Early in 1880 Tchaikovsky was in Rome, writing music and letters. To his patroness, Nadezhda von Meck, he mentioned “a rough sketch of an Italian Caprice based on popular tunes. Some I found in published collections, some I picked up with my own ears in the streets; the whole thing should sound effective, and I think ought to be successful.”

Tchaikovsky was staying at the Hotel Constanti, which overlooked the barracks of the Royal Italian Cuirassiers, whose bugle calls inspired the opening fanfare of Capriccio Italien. Begun on January 16, 1880, the work was sketched in a single week, but not completely finished until May 27, after his return to Russia.

Capriccio Italien was first played by the Russian Musical Society, under Nikolai Rubinstein’s direction, on December 18, 1880 in Moscow. “Its success was incontestable,” Tchaikovsky wrote to von Meck, “although criticism varied greatly as to its merits, and the least favorable described it as being marred by `coarse and cheap’ effects. In St. Petersburg, where it was given a few weeks later, it met with scant appreciation.”

After the St. Petersburg performance, composer César Cui wrote: “The Capriccio is certainly no work of art, but it is a valuable gift to the programs of open-air concerts.” Tchaikovsky reciprocated with his own left-handed compliment: “Cui is a gifted amateur. His music is not original, but it is graceful and elegant. We cannot deny that he is talented.”

Biographer Edwin Evans writes: “The Capriccio Italien is a bundle of Italian folk-tunes…a piece of music which relies entirely on its orchestration for its effects; its musical value is comparatively slight, but the colouring is so vivid and so fascinating, and the movement throughout so animated, that one does not realize this when listening to the work. It is only afterwards that one experiences certain pangs of regret that such a rich garment should bedeck so thin a figure.”

Antonin Dvořák (1841-1904): Symphony No. 8 in G major, Op. 88

In August of 1889, Dvořák remarked that his “head was so full of ideas” for a new symphony that he could hardly write them down fast enough. By the following November, his Eighth Symphony was finished. The first performance was given in Prague, under the composer’s direction, on February 2, 1890.

The work is sometimes called the “English” Symphony, for a number of reasons. First, during his sixth visit to London, Dvořák conducted it on April 24, 1890. A year later, Dvořák conducted the Eighth Symphony when Cambridge University gave him an honorary Doctor of Music degree. “I do not like these celebrations,” he later recalled, “and when I have to be in one of them, I am on pins and needles…. Nothing but ceremony, and nothing but doctors. All faces were serious, and it seemed to me as if no one knew any other language than Latin.”

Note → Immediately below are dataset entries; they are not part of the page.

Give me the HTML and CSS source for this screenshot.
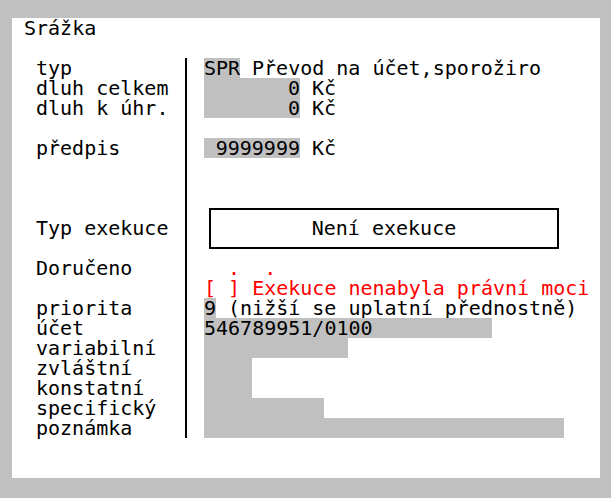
FILE: index.html
```html
<!DOCTYPE html>
<html lang="cs">
<head>
    <meta charset="UTF-8">
    <meta name="viewport" content="width=device-width, initial-scale=1.0">
    <title>Srážka</title>
    <link rel="stylesheet" href="styles.css">
</head>
<body>

    <div class="panel">
        <div class="title">Srážka</div>

        <div class="form">
            <!-- typ a dluh -->
            <div class="row">
                <div class="label">typ</div>
                <div class="value"><span class="field w3">SPR</span> Převod na účet,sporožiro</div>
            </div>
            <div class="row">
                <div class="label">dluh celkem</div>
                <div class="value"><span class="field w8 num">0</span> Kč</div>
            </div>
            <div class="row">
                <div class="label">dluh k úhr.</div>
                <div class="value"><span class="field w8 num">0</span> Kč</div>
            </div>
            <div class="row">
                <div class="label"></div>
                <div class="value"></div>
            </div>
            <div class="row">
                <div class="label">předpis</div>
                <div class="value"><span class="field w8 num">9999999</span> Kč</div>
            </div>
            <div class="row">
                <div class="label"></div>
                <div class="value"></div>
            </div>
            <div class="row">
                <div class="label"></div>
                <div class="value"></div>
            </div>

            <!-- exekuce -->
            <div class="row tall">
                <div class="label">Typ exekuce</div>
                <div class="value">
                    <div class="exec-btn">Není exekuce</div>
                </div>
            </div>
            <div class="row">
                <div class="label">Doručeno</div>
                <div class="value red">  .  .</div>
            </div>
            <div class="row">
                <div class="label"></div>
                <div class="value red">[ ] Exekuce nenabyla právní moci</div>
            </div>

            <!-- platba -->
            <div class="row">
                <div class="label">priorita</div>
                <div class="value"><span class="field w1">9</span> (nižší se uplatní přednostně)</div>
            </div>
            <div class="row">
                <div class="label">účet</div>
                <div class="value"><span class="field w24">546789951/0100</span></div>
            </div>
            <div class="row">
                <div class="label">variabilní</div>
                <div class="value"><span class="field w12"></span></div>
            </div>
            <div class="row">
                <div class="label">zvláštní</div>
                <div class="value"><span class="field w4"></span></div>
            </div>
            <div class="row">
                <div class="label">konstatní</div>
                <div class="value"><span class="field w4"></span></div>
            </div>
            <div class="row">
                <div class="label">specifický</div>
                <div class="value"><span class="field w10"></span></div>
            </div>
            <div class="row">
                <div class="label">poznámka</div>
                <div class="value"><span class="field w30"></span></div>
            </div>
        </div>
    </div>

</body>
</html>
```

FILE: styles.css
```css
/* Global Styles */
* {
    margin: 0;
    padding: 0;
    box-sizing: border-box;
}

body {
    background-color: #c0c0c0;
    font-family: 'DejaVu Sans Mono', monospace;
    font-size: 20px;
    line-height: 20px;
    color: #000;
    overflow: hidden;
}

.panel {
    background-color: #fff;
    margin: 18px 0 0 12px;
    width: 588px;
    height: 460px;
    padding: 0 0 0 12px;
}

.title {
    height: 20px;
    margin-bottom: 20px;
}

.form {
    margin-left: 12px;
}

.row {
    display: flex;
    height: 20px;
}

.row.tall {
    height: 60px;
    align-items: center;
}

.label {
    width: 149px;
    white-space: pre;
}

.value {
    flex: 1;
    height: 100%;
    border-left: 2px solid #000;
    padding-left: 17px;
    white-space: pre;
}

.row.tall .value {
    display: flex;
    align-items: center;
}

/* grey input fields */
.field {
    display: inline-block;
    height: 20px;
    vertical-align: top;
    background-color: #c0c0c0;
}

.num {
    text-align: right;
}

.w1 { width: 12px; }
.w3 { width: 36px; }
.w4 { width: 48px; }
.w8 { width: 96px; }
.w10 { width: 120px; }
.w12 { width: 144px; }
.w24 { width: 288px; }
.w30 { width: 360px; }

.exec-btn {
    width: 350px;
    height: 41px;
    margin-left: 5px;
    border: 2px solid #000;
    display: flex;
    justify-content: center;
    align-items: center;
}

.red {
    color: #ff0000;
}
```
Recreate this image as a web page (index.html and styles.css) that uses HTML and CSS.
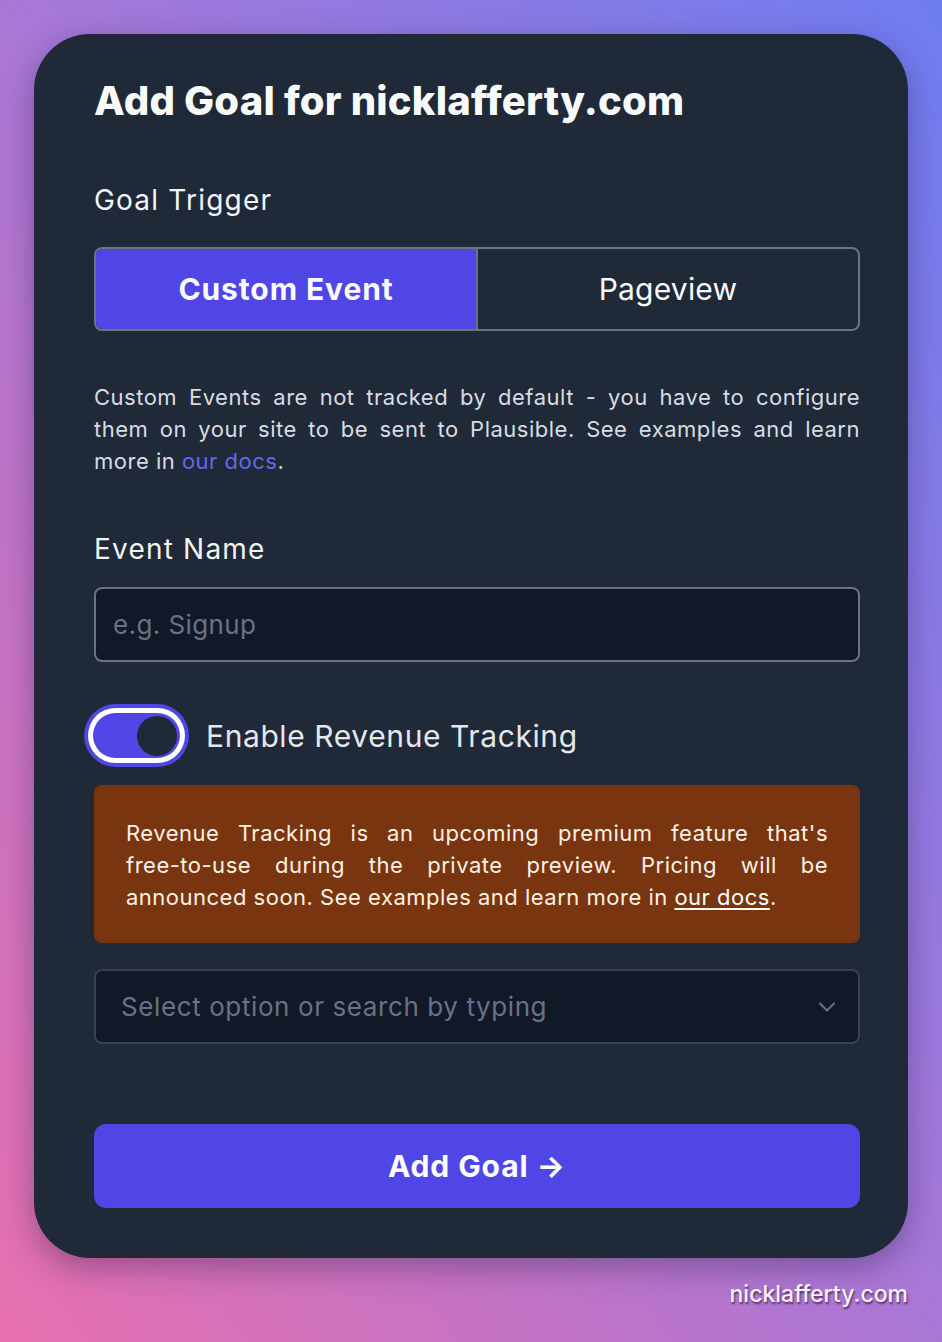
FILE: index.html
```html
<!DOCTYPE html>
<html lang="en">
<head>
    <meta charset="UTF-8">
    <meta name="viewport" content="width=device-width, initial-scale=1.0">
    <title>Add Goal</title>
    <link rel="stylesheet" href="styles.css">
</head>
<body>
    <div class="card">
        <h1 class="title">Add Goal for nicklafferty.com</h1>

        <div class="label trigger-label">Goal Trigger</div>
        <div class="tabs">
            <button class="tab active">Custom Event</button>
            <button class="tab">Pageview</button>
        </div>

        <p class="help">Custom Events are not tracked by default - you have to configure them on your site to be sent to Plausible. See examples and learn more in <a class="link" href="#">our docs</a>.</p>

        <div class="label name-label">Event Name</div>
        <input class="field" type="text" placeholder="e.g. Signup">

        <div class="toggle-row">
            <span class="toggle"><span class="knob"></span></span>
            <span class="toggle-label">Enable Revenue Tracking</span>
        </div>

        <div class="notice">Revenue Tracking is an upcoming premium feature that's <span class="nowrap">free-to-use</span> during the private preview. Pricing will be announced soon. See examples and learn more in <a class="notice-link" href="#">our docs</a>.</div>

        <div class="select">
            <span class="select-text">Select option or search by typing</span>
            <svg class="chevron" width="18" height="10" viewBox="0 0 18 10" fill="none" stroke="#6b7280" stroke-width="2" stroke-linecap="round" stroke-linejoin="round"><path d="M2 1.5l7 7 7-7"/></svg>
        </div>

        <button class="submit">Add Goal <span class="arrow">&rarr;</span></button>
    </div>
    <div class="credit">nicklafferty.com</div>
</body>
</html>
```

FILE: styles.css
```css
body{
    margin: 0;
    width: 942px;
    height: 1342px;
    overflow: hidden;
    font-family: Inter, "Noto Sans", sans-serif;
    background: linear-gradient(to bottom left, #6e7cf0 0%, #a877d6 50%, #e76fae 100%);
    box-sizing: border-box;
    padding: 34px 34px 0 34px;
}
.card{
    width: 874px;
    height: 1224px;
    box-sizing: border-box;
    background: #1f2937;
    border-radius: 56px;
    padding: 47px 48px 0 60px;
    box-shadow: 0 10px 30px rgba(30, 20, 60, 0.35);
    color: #f3f4f6;
}
.title{
    margin: 0;
    font-size: 40px;
    line-height: 40px;
    font-weight: 800;
    letter-spacing: 0.2px;
    color: #f9fafb;
}
.label{
    font-size: 28px;
    line-height: 34px;
    font-weight: 400;
    letter-spacing: 1.2px;
    color: #f3f4f6;
}
.trigger-label{
    margin-top: 62px;
}
.tabs{
    display: flex;
    width: 766px;
    height: 84px;
    box-sizing: border-box;
    margin-top: 30px;
    border: 2px solid #6b7280;
    border-radius: 8px;
    overflow: hidden;
}
.tab{
    flex: 1;
    border: 0;
    background: transparent;
    color: #f9fafb;
    font-family: inherit;
    font-size: 30px;
    font-weight: 400;
    letter-spacing: 0.2px;
    padding: 0;
}
.tab.active{
    background: #4f46e5;
    font-weight: 700;
    letter-spacing: 0.9px;
    border-right: 2px solid #6b7280;
}
.help{
    width: 766px;
    margin: 50px 0 0 0;
    font-size: 22px;
    line-height: 32px;
    text-align: justify;
    color: #d8dce2;
    letter-spacing: 0.5px;
}
.link{
    color: #6366f1;
    text-decoration: none;
}
.name-label{
    margin-top: 55px;
}
.field{
    display: block;
    width: 766px;
    height: 75px;
    box-sizing: border-box;
    margin-top: 21px;
    padding: 0 17px;
    background: #111827;
    border: 2px solid #6b7280;
    border-radius: 8px;
    font-family: inherit;
    font-size: 26px;
    letter-spacing: 0.4px;
    color: #f3f4f6;
}
.field::placeholder{
    color: #6b7280;
}
.toggle-row{
    display: flex;
    align-items: center;
    margin-top: 51px;
    margin-left: -1px;
}
.toggle{
    display: flex;
    justify-content: flex-end;
    align-items: center;
    width: 87px;
    height: 45px;
    box-sizing: border-box;
    padding: 0 3px;
    background: #4f46e5;
    border-radius: 23px;
    box-shadow: 0 0 0 5px #ffffff, 0 0 0 9px #4f46e5;
}
.knob{
    width: 40px;
    height: 40px;
    border-radius: 50%;
    background: #1f2937;
}
.toggle-label{
    margin-left: 26px;
    font-size: 30px;
    letter-spacing: 0.6px;
    color: #e5e7eb;
}
.notice{
    width: 766px;
    box-sizing: border-box;
    margin-top: 27px;
    padding: 32px 32px 30px 32px;
    background: #78350f;
    border-radius: 8px;
    font-size: 22px;
    line-height: 32px;
    text-align: justify;
    color: #fdf1e6;
    letter-spacing: 0.5px;
}
.nowrap{
    white-space: nowrap;
}
.notice-link{
    color: #ffffff;
    text-decoration: underline;
    text-underline-offset: 3px;
}
.select{
    display: flex;
    align-items: center;
    justify-content: space-between;
    width: 766px;
    height: 75px;
    box-sizing: border-box;
    margin-top: 26px;
    padding: 0 22px 0 25px;
    background: #111827;
    border: 2px solid #374151;
    border-radius: 8px;
}
.select-text{
    font-size: 26px;
    letter-spacing: 0.6px;
    color: #6b7280;
}
.submit{
    display: block;
    width: 766px;
    height: 84px;
    margin-top: 80px;
    border: 0;
    border-radius: 12px;
    background: #4f46e5;
    color: #ffffff;
    font-family: inherit;
    font-size: 30px;
    font-weight: 700;
    letter-spacing: 0.9px;
}
.arrow{
    font-weight: 700;
}
.credit{
    width: 874px;
    margin-top: 22px;
    text-align: right;
    font-size: 23px;
    font-weight: 500;
    color: #fbeefb;
    text-shadow: 1px 2px 2px rgba(40, 20, 50, 0.7);
}
```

Despite its English connections, biographer John Clapham notes that “there is nothing in the music itself that by any stretch of the imagination can be described as English. Its spirit and thematic basis are thoroughly Czech…. Starting with an expressive funereal melody in G minor, the sunshine suddenly breaks through when the flute plays a light-hearted theme in the major key…. In the next movement, it is the Adagio’s quiet initial phrase which for a while shatters the idyllic peace. A gracious waltz with a rustic trio takes the place of a scherzo; and the work is rounded off with a somewhat freely organized set of variations.”